Once cooked, the two types of meatball were almost identical.  The veal had a very slightly darker colouration to the lamb, which I put down to the structure of the meat.  The veal meatballs had much less fat involved in the mince, which meant that the majority of the meat in contact with the heat of the pan was veal, as opposed to the fat in the lamb meatball.

Where flavour is concerned, the veal scored as best in both hubby's and son & heir's opinions, but I just couldn't get past my love of lamb, I'm afraid.

Don't get me wrong, however, because I really liked the veal meatballs.  Without the influence of the lamb to compare it against, I'd have been as happy as Larry with the veal.  I can't help being true to my love of lamb.

It was very interesting to have the context of the lamb to compare the veal against.  Most of us have sampled lamb at some point of another and know how lamb tastes.  Veal, however, is a different matter as it's not a meat that has been readily available.  The veal meatballs were lighter in flavour to the lamb.  For all that, though, they weren't one-dimensional, in that the veal very definitely had a mild, gentle beef flavour - but it truly is a unique flavour.  Veal doesn't taste like anything else, except veal.  All of which doesn't really help you if you've come here to try and decide whether you might like it.  In my opinion, if you like beef and you like pork, then without a doubt you'll like veal.

It is my hope that, if bloggers and the like continue to promote the consumption of British Rose Veal, that eventually (it may take some time!) the consumer will pick up the idea and demand for British Rose Veal will grow.  This will, in turn, make it possible for the millions of bull calves who are currently shot at birth, to be raised for veal in the humane and ethical conditions that are in force in the U.K.  Don't be tempted to spend a fortune on veal from the continent, as by doing so you may well be supporting the use of the barbaric veal crate system of raising veal calves and not buying the best product.  British Rose Veal is so much nicer than meat that has been produced in such a high stress environment.  You would think that the way an animal has been kept wouldn't be directly attributable to the quality of the end meat product - but believe me, it is.  Do a quick search online for farms in your local area that produce and sell veal direct from the farm, to cut out the middle man who always puts his percentage on top and you'll be getting veal in the most economic way possible.  It's not cheap at the moment, but is very well worth the cost.


Ingredients :

500g minced veal (or lamb, or beef, or any combination)
half a red onion, grated
half a garlic clove, grated
half a lemon, zested
half a small bunch of mint, chopped gently
half a tsp ground cinnamon
1-2 tbsp rapeseed or olive oil.

For the Tzatziki :

150ml plain Greek yoghurt
3cm chunk of cucumber, skinned, deseeded and diced
half a sharp apple like a Braeburn, cored, sliced and cut into matchsticks
half a small bunch of mint, chopped gently
sea salt & freshly ground black pepper.

Method :

1.  Put the mince, grated onion, garlic, lemon zest, mint and cinnamon into a bowl.  If using different meats, use different bowls for each and divide the other ingredients equally between them.
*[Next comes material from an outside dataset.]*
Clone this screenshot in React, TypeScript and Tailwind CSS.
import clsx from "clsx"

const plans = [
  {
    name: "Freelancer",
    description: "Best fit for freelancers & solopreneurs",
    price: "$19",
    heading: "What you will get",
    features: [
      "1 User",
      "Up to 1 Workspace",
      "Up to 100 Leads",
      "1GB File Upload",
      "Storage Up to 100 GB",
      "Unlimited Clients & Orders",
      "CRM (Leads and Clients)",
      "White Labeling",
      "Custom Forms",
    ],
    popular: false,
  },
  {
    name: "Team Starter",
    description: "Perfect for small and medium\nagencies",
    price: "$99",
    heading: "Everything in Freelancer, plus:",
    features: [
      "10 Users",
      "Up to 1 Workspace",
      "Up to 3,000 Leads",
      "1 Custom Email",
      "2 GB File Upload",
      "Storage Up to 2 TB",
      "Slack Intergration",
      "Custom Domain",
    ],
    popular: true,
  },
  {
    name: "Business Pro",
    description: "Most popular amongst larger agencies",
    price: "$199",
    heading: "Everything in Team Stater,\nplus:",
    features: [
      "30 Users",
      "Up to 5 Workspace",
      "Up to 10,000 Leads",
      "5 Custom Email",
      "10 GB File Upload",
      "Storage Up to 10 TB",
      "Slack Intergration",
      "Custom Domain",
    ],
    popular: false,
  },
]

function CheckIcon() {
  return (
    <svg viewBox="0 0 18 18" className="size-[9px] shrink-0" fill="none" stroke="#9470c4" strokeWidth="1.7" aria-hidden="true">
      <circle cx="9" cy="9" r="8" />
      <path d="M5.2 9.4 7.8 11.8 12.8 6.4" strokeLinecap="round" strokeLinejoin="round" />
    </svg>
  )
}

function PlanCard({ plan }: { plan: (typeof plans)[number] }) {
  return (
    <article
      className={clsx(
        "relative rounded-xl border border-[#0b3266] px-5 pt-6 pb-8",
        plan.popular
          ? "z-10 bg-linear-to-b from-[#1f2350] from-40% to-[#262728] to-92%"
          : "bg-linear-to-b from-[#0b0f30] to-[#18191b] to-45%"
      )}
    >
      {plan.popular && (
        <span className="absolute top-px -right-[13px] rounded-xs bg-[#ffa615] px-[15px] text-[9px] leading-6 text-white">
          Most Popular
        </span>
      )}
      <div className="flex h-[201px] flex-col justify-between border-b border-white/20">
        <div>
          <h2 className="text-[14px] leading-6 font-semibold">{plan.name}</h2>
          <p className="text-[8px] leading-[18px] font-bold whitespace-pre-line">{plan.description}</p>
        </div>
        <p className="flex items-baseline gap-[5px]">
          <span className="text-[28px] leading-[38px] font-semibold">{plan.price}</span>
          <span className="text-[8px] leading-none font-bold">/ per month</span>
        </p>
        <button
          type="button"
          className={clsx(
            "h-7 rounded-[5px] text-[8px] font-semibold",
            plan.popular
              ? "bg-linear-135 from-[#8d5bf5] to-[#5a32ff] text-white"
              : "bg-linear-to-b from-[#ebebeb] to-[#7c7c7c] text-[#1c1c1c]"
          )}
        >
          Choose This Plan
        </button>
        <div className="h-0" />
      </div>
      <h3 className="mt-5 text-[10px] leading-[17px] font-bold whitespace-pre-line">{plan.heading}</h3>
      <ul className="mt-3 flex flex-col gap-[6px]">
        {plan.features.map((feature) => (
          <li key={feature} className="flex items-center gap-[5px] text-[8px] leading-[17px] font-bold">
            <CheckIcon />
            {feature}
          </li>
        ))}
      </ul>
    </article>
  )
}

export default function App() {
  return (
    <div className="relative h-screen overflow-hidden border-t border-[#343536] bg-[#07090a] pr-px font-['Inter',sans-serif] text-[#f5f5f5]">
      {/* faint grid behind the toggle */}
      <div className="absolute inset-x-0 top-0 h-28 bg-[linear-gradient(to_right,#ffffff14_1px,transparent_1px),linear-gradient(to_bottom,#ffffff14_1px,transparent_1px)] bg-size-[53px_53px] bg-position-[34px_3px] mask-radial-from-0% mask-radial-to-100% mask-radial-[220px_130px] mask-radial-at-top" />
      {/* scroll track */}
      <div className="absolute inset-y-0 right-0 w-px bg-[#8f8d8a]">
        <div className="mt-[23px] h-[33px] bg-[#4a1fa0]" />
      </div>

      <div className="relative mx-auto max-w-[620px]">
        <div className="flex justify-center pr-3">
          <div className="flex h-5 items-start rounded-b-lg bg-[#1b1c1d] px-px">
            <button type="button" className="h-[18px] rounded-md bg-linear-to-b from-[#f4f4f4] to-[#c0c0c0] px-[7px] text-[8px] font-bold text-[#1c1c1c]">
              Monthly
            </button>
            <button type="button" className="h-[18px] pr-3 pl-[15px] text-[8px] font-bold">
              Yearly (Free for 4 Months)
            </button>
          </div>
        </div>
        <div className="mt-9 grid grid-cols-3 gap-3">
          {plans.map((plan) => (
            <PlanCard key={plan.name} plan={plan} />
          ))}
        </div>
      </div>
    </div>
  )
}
2.  Season very well, then use your hands to mix the ingredients until distributed evenly.

3.  Using wet hands, roll individual meatballs about the size of a walnut and set aside.
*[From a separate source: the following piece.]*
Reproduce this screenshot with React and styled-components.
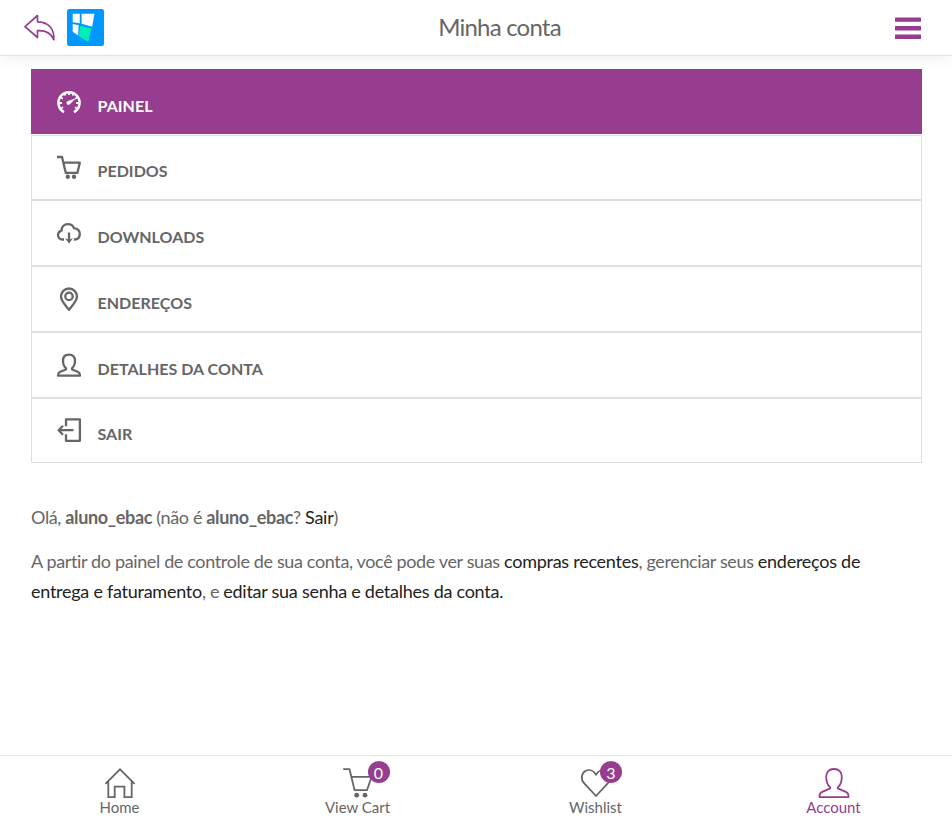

4.  To make the Tzatziki, combine all the ingredients with some seasoning to taste and mix well.  Refrigerate until serving.

5.   Place the oil into a frying pan and heat until a meatball, when placed into the pan, lightly sizzles upon contact - but don't overheat or the meatballs will burn on the outside before the inside can have cooked sufficiently.

6.  Fry until the meatballs are well coloured and cooked through.  Place onto a plate covered with kitchen paper and keep warm until serving.

I served my meatballs with the Ottolenghi's Green couscous.

Printable version


  1. Here in Hamilton Canada, we have two types of lamb-Ontario and New Zealand. There is no way to compare the flavours-it's night and day. Veal is very popular wherever I have lived in Canada, always fresh on the shelf, we have large Italian populations. Also, all the lamb I've ever bought is frozen in the deep freeze, waaaay down at the bottom, so not an option. Ergo, we buy fresh lamb at Easter and Orthodox Greek Christmas, cause that's when it is fresh. I'll try this recipe to make my next meatballs, using veal pork and beef. Thanks.

    1. Interesting, Tracey! I can imagine that the flavour of Ontario lamb is waaay above that of New Zealand. I suppose it's not surprising that they should be so different, as they come from very different places, grazing on very different herbage.

  2. Replies
    1. Ooops! Sorry about that, Calogero - now, off you go and make some meatballs of your own. LOL

  3. Jenny it would be great if you linked this up to Food on Friday: Meatballs! Very interesting comparison.

    1. Okeydokey Carole - I'll do that now. :) Thanks!

    2. thanks Jenny - I am going to have a lot of fun trying out a bunch of these meatball recipes - I'll have to try to be more scientific about it!